Joni Turunen is Appointed Research Group Leader and His Ambitions are High - Folkhälsan
17 November 2020

Joni Turunen is Appointed Research Group Leader and His Ambitions are High

The Board of the Research Center has decided to grant Docent Joni Turunen group leader status in the Genetics Research Program at the Folkhälsan Research Center.

Joni Turunen is an ophthalmologist at HUS and he also has a clinical lecturer position at the University of Helsinki. For several years he has been building up his own group and his own line of research on genetic eye disorders. He is currently supervising four PhD theses and two undergraduate theses.

Turunen’s research team has focused extensively on the study of hereditary eye diseases:

– Even though the eye is a small area anatomically, ophthalmology is a very broad field of medicine and research.
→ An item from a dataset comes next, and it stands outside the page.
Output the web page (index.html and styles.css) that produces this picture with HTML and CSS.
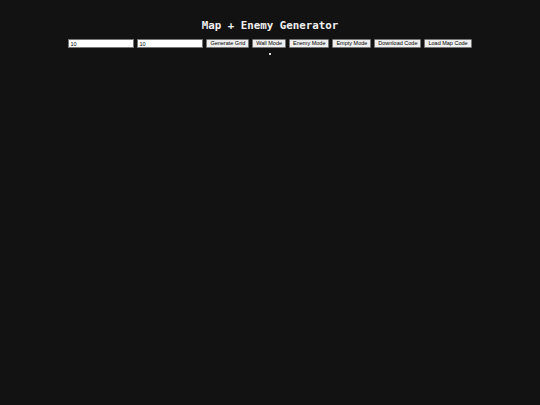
FILE: index.html
```
<!DOCTYPE html>
<html>
<head>
<meta charset="utf-8">
<link rel="stylesheet" href="styles.css">
</head>
<body>
<h1 class="title">Map + Enemy Generator</h1>
<div class="controls">
  <input class="num" type="text" value="10">
  <input class="num" type="text" value="10">
  <button class="btn">Generate Grid</button>
  <button class="btn">Wall Mode</button>
  <button class="btn">Enemy Mode</button>
  <button class="btn">Empty Mode</button>
  <button class="btn">Download Code</button>
  <button class="btn">Load Map Code</button>
</div>
<div class="grid-wrap"><div class="grid"></div></div>
</body>
</html>
```
FILE: styles.css
```
html, body {
  margin: 0;
  padding: 0;
  background: #121212;
  width: 540px;
  height: 405px;
  overflow: hidden;
}
body {
  font-family: "Liberation Sans", Arial, sans-serif;
  color: #eee;
}
.title {
  margin: 0;
  padding-top: 18px;
  height: 16px;
  line-height: 16px;
  text-align: center;
  font-family: "DejaVu Sans Mono", monospace;
  font-weight: bold;
  font-size: 10.8px;
  color: #f0f0f0;
}
.controls {
  margin-top: 5px;
  display: flex;
  justify-content: center;
  align-items: center;
  gap: 3px;
}
.num {
  box-sizing: border-box;
  width: 66px;
  height: 9px;
  padding: 0 1px;
  margin: 0;
  border: 1px solid #767676;
  background: #fff;
  color: #000;
  font-family: "Liberation Sans", Arial, sans-serif;
  font-size: 5.5px;
  line-height: 7px;
}
.btn {
  box-sizing: border-box;
  height: 9px;
  padding: 0 3px;
  margin: 0;
  border: 1px solid #767676;
  border-radius: 1px;
  background: #efefef;
  color: #000;
  font-family: "Liberation Sans", Arial, sans-serif;
  font-size: 5.5px;
  line-height: 7px;
}
.grid-wrap {
  display: flex;
  justify-content: center;
  margin-top: 5px;
}
.grid {
  width: 2px;
  height: 2px;
  background: #ddd;
}
```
– As a largely transparent tissue, the eye offers excellent opportunities for the detection and classification of diseases and there can be several hundred or even thousands of different genetic diseases in the human eye. Finland's partially isolated population history creates favourable starting points for the study of hereditary diseases as Finland has become enriched with various genetic diseases, Joni explains.

Turunen did his dissertation for Academician Leena Palotie on the genetic causes of schizophrenia. When he started to specialize in eye diseases in 2012 he found that patients had a lot of non-genetically diagnosed eye diseases. Due to his background, Turunen became interested in these and resumed his research work after doing mainly clinical work for some time following the completion of his dissertation.
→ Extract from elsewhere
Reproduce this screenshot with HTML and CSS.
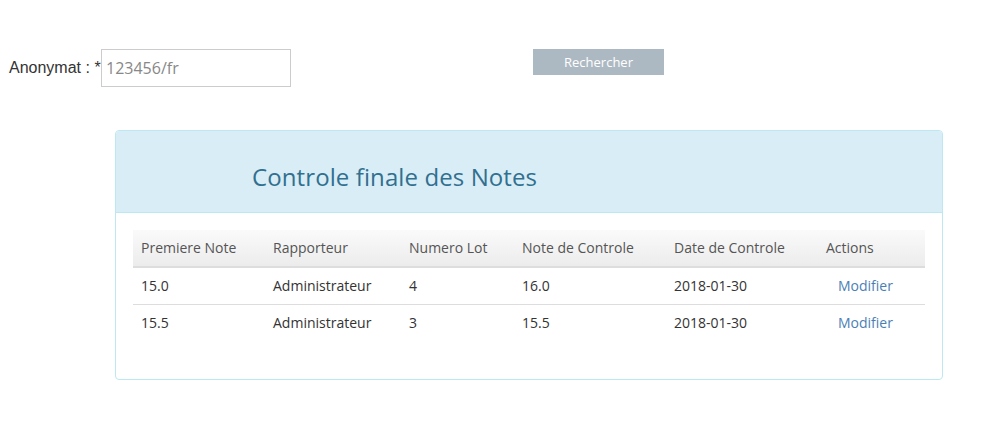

– I think all patients, if they so wish, deserve an explanation for their disease, which an accurate genetic diagnosis can provide. This also allows for family genetic counselling and risk mapping. Nor can the development of treatments succeed without knowledge of the exact molecular biological mechanisms of the disease, says Turunen.
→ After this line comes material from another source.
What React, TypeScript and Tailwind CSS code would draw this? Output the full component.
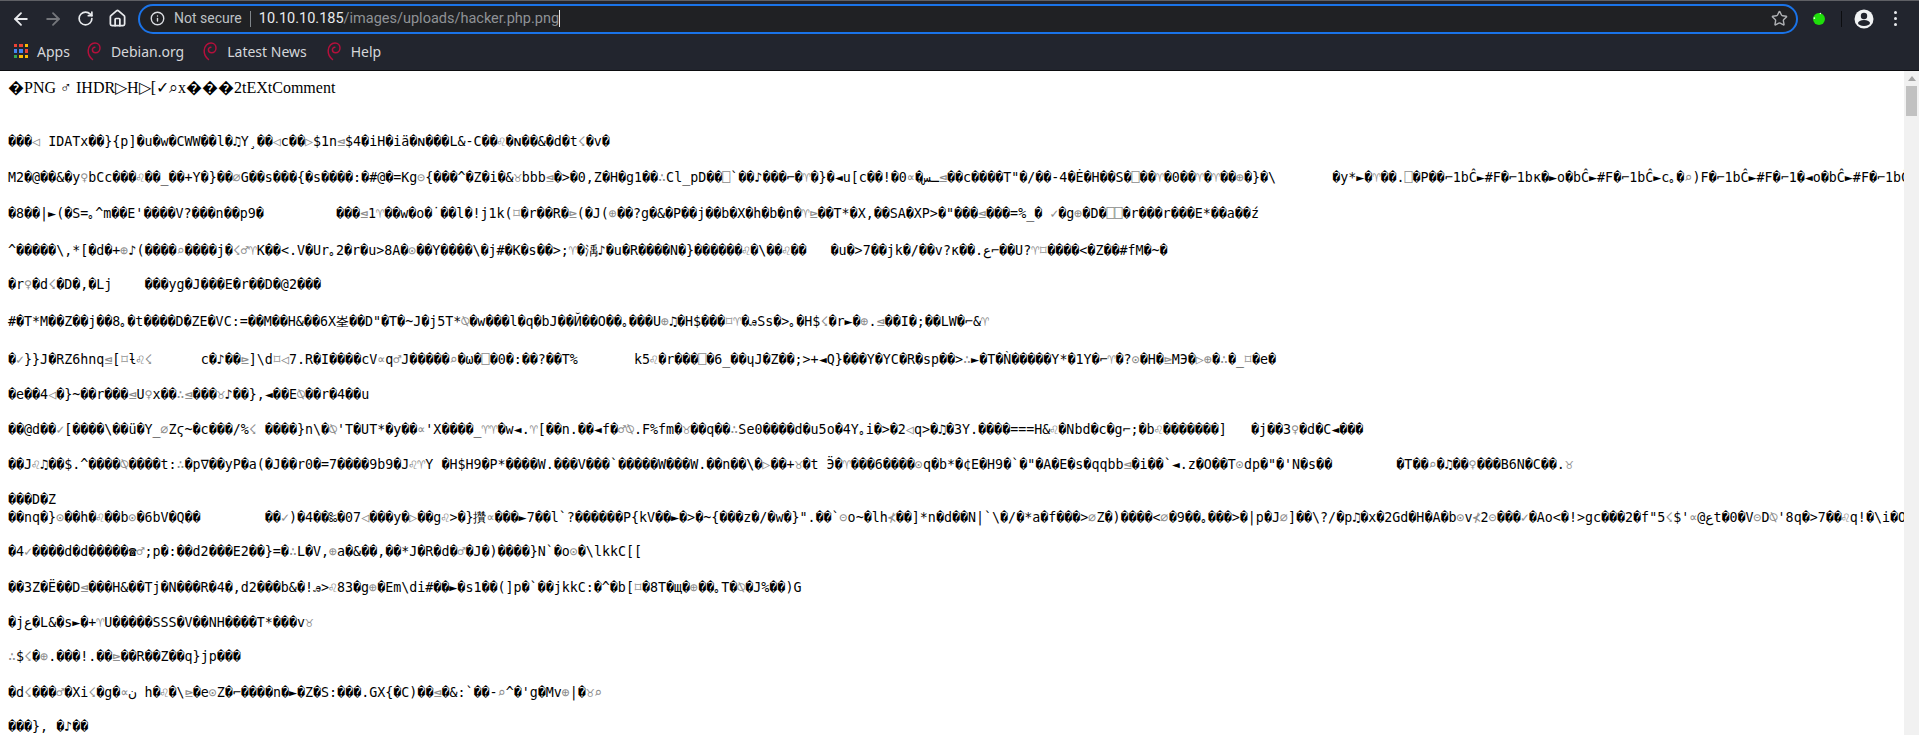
import { ArrowLeft, ArrowRight, RotateCw, Home, Info, Star } from "lucide-react";

const rows = [
  { h: "h-[36px]", text: "���◁ IDATx��}{p]�u�w�CWW��l�♫Y¸��◁c��▷$1n⊴$4�iH�iä�ɴ���L&-C��♌�ɴ��&�d�t☇�v�" },
  { h: "h-[36px]", text: "M2�@��&�y♀bCc���♌��_��+Y�}��⌀G��s���{�s����:�#@�=Kg⊝{���^�Z�i�&♉bbb⊴�>�0,Z�H�g1��∴Cl_pD��⎕`��♪���⌐�♈�}�◄u[c��!�0∝�ـس⊴��c����T\"�/��-4�Ė�H��S�⎕��♈�0��♈�♈��⊕�}�\\       �y*►�♈��.⎕�P��⌐1bĈ►#F�⌐1bκ�►o�bĈ►#F�⌐1bĈ►c｡�⌕)F�⌐1bĈ►#F�⌐1�◄o�bĈ►#F�⌐1bĈ►#F" },
  { h: "h-[37px]", text: "�8��|►(�S=｡^m��E'����V?���n��p9�         ���⊴1♈��w�o�˙��l�!j1k(⌑�r��R�⊵(�J(⊕��?g�&�P��j��b�X�h�b�n�♈⊵��T*�X,��SA�XP>�\"���⊴���=%_� ✓�g⊕�D�⎕⎕�r���r���E*��a��ź" },
  { h: "h-[34px]", text: "^�����\\,*[�d�+⊕♪(����⌕����j�☇♂♈K��<.V�Ur｡2�r�u>8A�⊙��Y����\\�j#�K�s��>;♈�渪♪�u�R����N�}������♌�\\��♌��   �u�>7��jk�/��v?κ��.ع⌐��U?♈⌑����<�Z��#fM�~�" },
  { h: "h-[37px]", text: "�r♀�d☇�D�,�Lj    ���yg�J���E�r��D�@2���" },
  { h: "h-[38px]", text: "#�T*M��Z��j��8｡�t����D�ZE�VC:=��M��H&��6X峑��D\"�T�~J�j5T*⍉�w���l�q�bJ��Й��O��｡���U⊕♫�H$���⌑♈�ꭿSs�>｡�H$☇�r►�⊕.⊴��I�;��LW�⌐&♈" },
  { h: "h-[35px]", text: "�✓}}J�RZ6hnq⊴[⌑ƚ♌☇      c�♪��⊵]\\d⌑◁7.R�I����cV∝q♂J�����⌕�ω�⎕�0�:��?��T%       k5♌�r���⎕�6_��ɥJ�Z��;>+◄Q}���Y�YC�R�sp��>∴►�T�Ǹ�����Y*�1Y�⌐♈�?⊙�H�⊵MЭ�▷⊕�∴�_⌑�e�" },
  { h: "h-[35px]", text: "�e��4◁�}~��r���⊴U♀x��∴⊴���♉♪��},◄��E⍉��r�4��u" },
  { h: "h-[35px]", text: "��@d��✓[����\\��ü�Y_⌀Zϛ~�c���/%☇ ����}n\\�⍉'T�UT*�y��∝'X����_♈♈�w◄.♈[��n.��◄f�♂⍉.F%fm�♉��q��∴Se0����d�u5o�4Y｡i�>�2◁q>�♫�3Y.����===H&♌�Nbd�c�g⌐;�b♌�������]   �j��3♀�d�C◄���" },
  { h: "h-[35px]", text: "��J♌♫��$.^����⍉����t:∴�p∇��yP�a(�J��r0�=7����9b9�J♌♈Y �H$H9�P*����W.���V���`�����W���W.��n��\\�▷��+♉�t Ӭ�♈���6����⊙q�b*�¢E�H9�`�\"�A�E�s�qqbb⊴�i��`◄.z�O��T⊙dp�\"�'N�s��        �T��⌕�♫��♀���B6N�C��.♉" },
  { h: "h-[18px]", text: "���D�Z" },
  { h: "h-[34px]", text: "��nq�}⊙��h�♌��b⊙�6bV�Q��        ��✓)�4��‰�07◁���y�▷��g♌>�}攢∝���►7��l`?������P{kV��►�>�~{���z�/�w�}\".��`⊝o~�lh⊀��]*n�d��N|`\\�/�*a�f���>⌀Z�)����<⌀�9��｡���>�|p�J⌀]��\\?/�p♫�x�2Gd�H�A�b⊙v⊀2⊝���✓�Ao<�!>gc���2�f\"ع@∝'$☇5t�0�V⊝D⍉'8q�>7��♌q!�\\i�O�" },
  { h: "h-[36px]", text: "�4✓����d�d�����☎♂;p�:��d2���E2��}=�∴L�V,⊕a�&��,��*J�R�d�♂�J�)����}N`�o⊙�\\lkkC[[" },
  { h: "h-[35px]", text: "��3Z�Ë��D⊴���H&��Tj�N���R�4�,d2���b&�!ꭿ>♌83�g⊕�Em\\di#��►�s1��(]p�`��jkkC:�^�b[⌑�8T�щ�⊕��｡T�⍉�J%��)G" },
  { h: "h-[34px]", text: "�jع�L&�s►�+♈U�����SSS�V��NH����T*���v♉" },
  { h: "h-[36px]", text: "∴$☇�⊕.���!.��⊵��R��Z��q}jp���" },
  { h: "h-[34px]", text: "�d☇���♂�Xi☇�g�∝ن h�♌�\\⊵�e⊙Z�⌐����n�►�Z�S:���.GX{�C)��⊴�&:`��-⌕^�'g�Mv⊕|�♉⌕" },
  { h: "h-[18px]", text: "���}, �♪��" },
];

// the fallback-font symbols come out thin and grey in the page dump
const thinSymbols = /([⊴⊵♈⊕⌑⊙⊝∝⍉⌕⌀♀♂♌♉☇⊀⎕✓◁▷∴])/;

function GarbledLine({ text }: { text: string }) {
  return (
    <>
      {text.split(thinSymbols).map((part, i) =>
        i % 2 === 1 ? (
          <span key={i} className="text-[#8c8c8c]">
            {part}
          </span>
        ) : (
          part
        )
      )}
    </>
  );
}

function DebianSwirl() {
  return (
    <svg width="14" height="20" viewBox="0 0 14 20" fill="none" className="shrink-0">
      <path
        d="M5.5 18.5C2.5 16 1 13 1.2 9.5 1.5 5 4.5 2 8 2c3 0 5 2.2 5 5 0 2.8-2 4.8-4.4 4.8-1.9 0-3.2-1.3-3.2-3 0-1.5 1.1-2.6 2.5-2.6"
        stroke="#b5103c"
        strokeWidth="1.5"
        strokeLinecap="round"
      />
    </svg>
  );
}

function AppsGrid() {
  const cells = ["bg-[#ea4335]", "bg-[#ea4335]", "bg-[#fbbc04]", "bg-[#4285f4]", "bg-[#4285f4]", "bg-[#ea4335]", "bg-[#34a853]", "bg-[#fbbc04]", "bg-[#fbbc04]"];
  return (
    <div className="grid grid-cols-3 gap-[2px] w-[14px] h-[14px] shrink-0">
      {cells.map((c, i) => (
        <span key={i} className={c} />
      ))}
    </div>
  );
}

function Bookmark({ label, className }: { label: string; className: string }) {
  return (
    <div className={`flex items-center gap-[10px] ${className}`}>
      <DebianSwirl />
      <span>{label}</span>
    </div>
  );
}

export default function App() {
  return (
    <div className="h-screen flex flex-col overflow-hidden bg-white">
      {/* Toolbar */}
      <div className="h-[36px] shrink-0 bg-[#22252e] border-t border-t-[#5f6065] flex items-center text-[#e8eaed] font-['Roboto',sans-serif]">
        <div className="w-[138px] shrink-0 flex items-center pl-[5px]">
          <div className="w-[32px] flex justify-center">
            <ArrowLeft size={20} strokeWidth={2.2} className="text-[#e8eaed]" />
          </div>
          <div className="w-[32px] flex justify-center">
            <ArrowRight size={20} strokeWidth={2.2} className="text-[#74767b]" />
          </div>
          <div className="w-[32px] flex justify-center">
            <RotateCw size={17} strokeWidth={2.4} className="text-[#e8eaed]" />
          </div>
          <div className="w-[32px] flex justify-center">
            <Home size={19} strokeWidth={2.2} className="text-[#e8eaed]" />
          </div>
        </div>
        <div className="w-[1660px] shrink-0 h-[30px] rounded-full border-2 border-[#1a73e8] bg-[#202124] flex items-center pl-[10px] pr-[8px]">
          <Info size={15} strokeWidth={2.2} className="text-[#dadce0] shrink-0" />
          <span className="ml-[9px] text-[14px] text-[#bdc1c6]">Not secure</span>
          <span className="mx-[8px] h-[16px] w-px bg-[#80868b]" />
          <span className="text-[14.5px] text-[#e8eaed]">10.10.10.185</span>
          <span className="text-[14.5px] text-[#8f9296]">/images/uploads/hacker.php.png</span>
          <span className="h-[17px] w-px bg-[#e8eaed]" />
          <Star size={17} strokeWidth={2} className="ml-auto text-[#aeb0b3]" />
        </div>
        <div className="flex-1 flex items-center pl-[14px]">
          <svg width="14" height="14" viewBox="0 0 15 14" className="shrink-0">
            <circle cx="7.5" cy="7" r="6.4" fill="#1fdf0b" />
            <circle cx="2.5" cy="6" r="1" fill="#e6ffe0" />
            <circle cx="9" cy="1.2" r="0.8" fill="#e6ffe0" />
          </svg>
          <span className="ml-[15px] h-[16px] w-px bg-[#0c0d10]" />
          <svg width="20" height="20" viewBox="0 0 20 20" className="ml-[12px] shrink-0">
            <circle cx="10" cy="10" r="9.5" fill="#f1f3f4" />
            <circle cx="10" cy="7" r="3.2" fill="#22252e" />
            <ellipse cx="10" cy="14" rx="6" ry="3" fill="#22252e" />
          </svg>
          <div className="ml-[20px] flex flex-col gap-[3px]">
            <span className="w-[3px] h-[3px] rounded-full bg-[#e8eaed]" />
            <span className="w-[3px] h-[3px] rounded-full bg-[#e8eaed]" />
            <span className="w-[3px] h-[3px] rounded-full bg-[#e8eaed]" />
          </div>
        </div>
      </div>

      {/* Bookmarks */}
      <div className="h-[35px] shrink-0 bg-[#22252e] border-b border-b-[#0c0d10] flex items-center pl-[14px] pb-[4px] text-[14px] text-[#d5d7da] font-['Noto_Sans',sans-serif]">
        <AppsGrid />
        <span className="ml-[9px]">Apps</span>
        <Bookmark label="Debian.org" className="ml-[17px]" />
        <Bookmark label="Latest News" className="ml-[19px]" />
        <Bookmark label="Help" className="ml-[20px]" />
      </div>

      {/* Page + scrollbar */}
      <div className="flex-1 min-h-0 flex">
        <div className="flex-1 min-w-0 overflow-hidden pl-[8px] pt-[8px] text-black">
          <div className="h-[54px] whitespace-pre font-['Liberation_Serif',serif] text-[16px] leading-[18px]">�PNG ♂ IHDR▷H▷[✓⌕x���2tEXtComment</div>
          {rows.map((row, i) => (
            <div key={i} className={`${row.h} whitespace-pre font-['DejaVu_Sans_Mono',monospace] text-[13.33px] leading-[18px]`}>
              <GarbledLine text={row.text} />
            </div>
          ))}
        </div>
        <div className="w-[15px] shrink-0 bg-[#f1f1f1] flex flex-col items-center">
          <div className="h-[15px] flex items-center justify-center">
            <span className="w-0 h-0 border-x-[4px] border-x-transparent border-b-[5px] border-b-[#a3a3a3]" />
          </div>
          <div className="w-[11px] h-[30px] bg-[#c1c1c1]" />
        </div>
      </div>
    </div>
  );
}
At present, diagnostic genetic tests are usually available in clinical work in the form of gene panels. However, these explain only some of the patients’ hereditary eye diseases. Through research, Turunen and his research group aims to find out the exact cause of their illness in the remaining patients as well. In addition to the genetic cause, they are also working to better understand the disease and, if possible, develop treatments.

– I would like to expand our field of research into, not only identifying the underlying genetics for disorders and making advancements within diagnostics but also into exploring possibilities for gene therapies through in vitro cell model experiments and CRISPR-Cas9 based therapies. So, I would say our ambitions are quite high, Turunen concludes.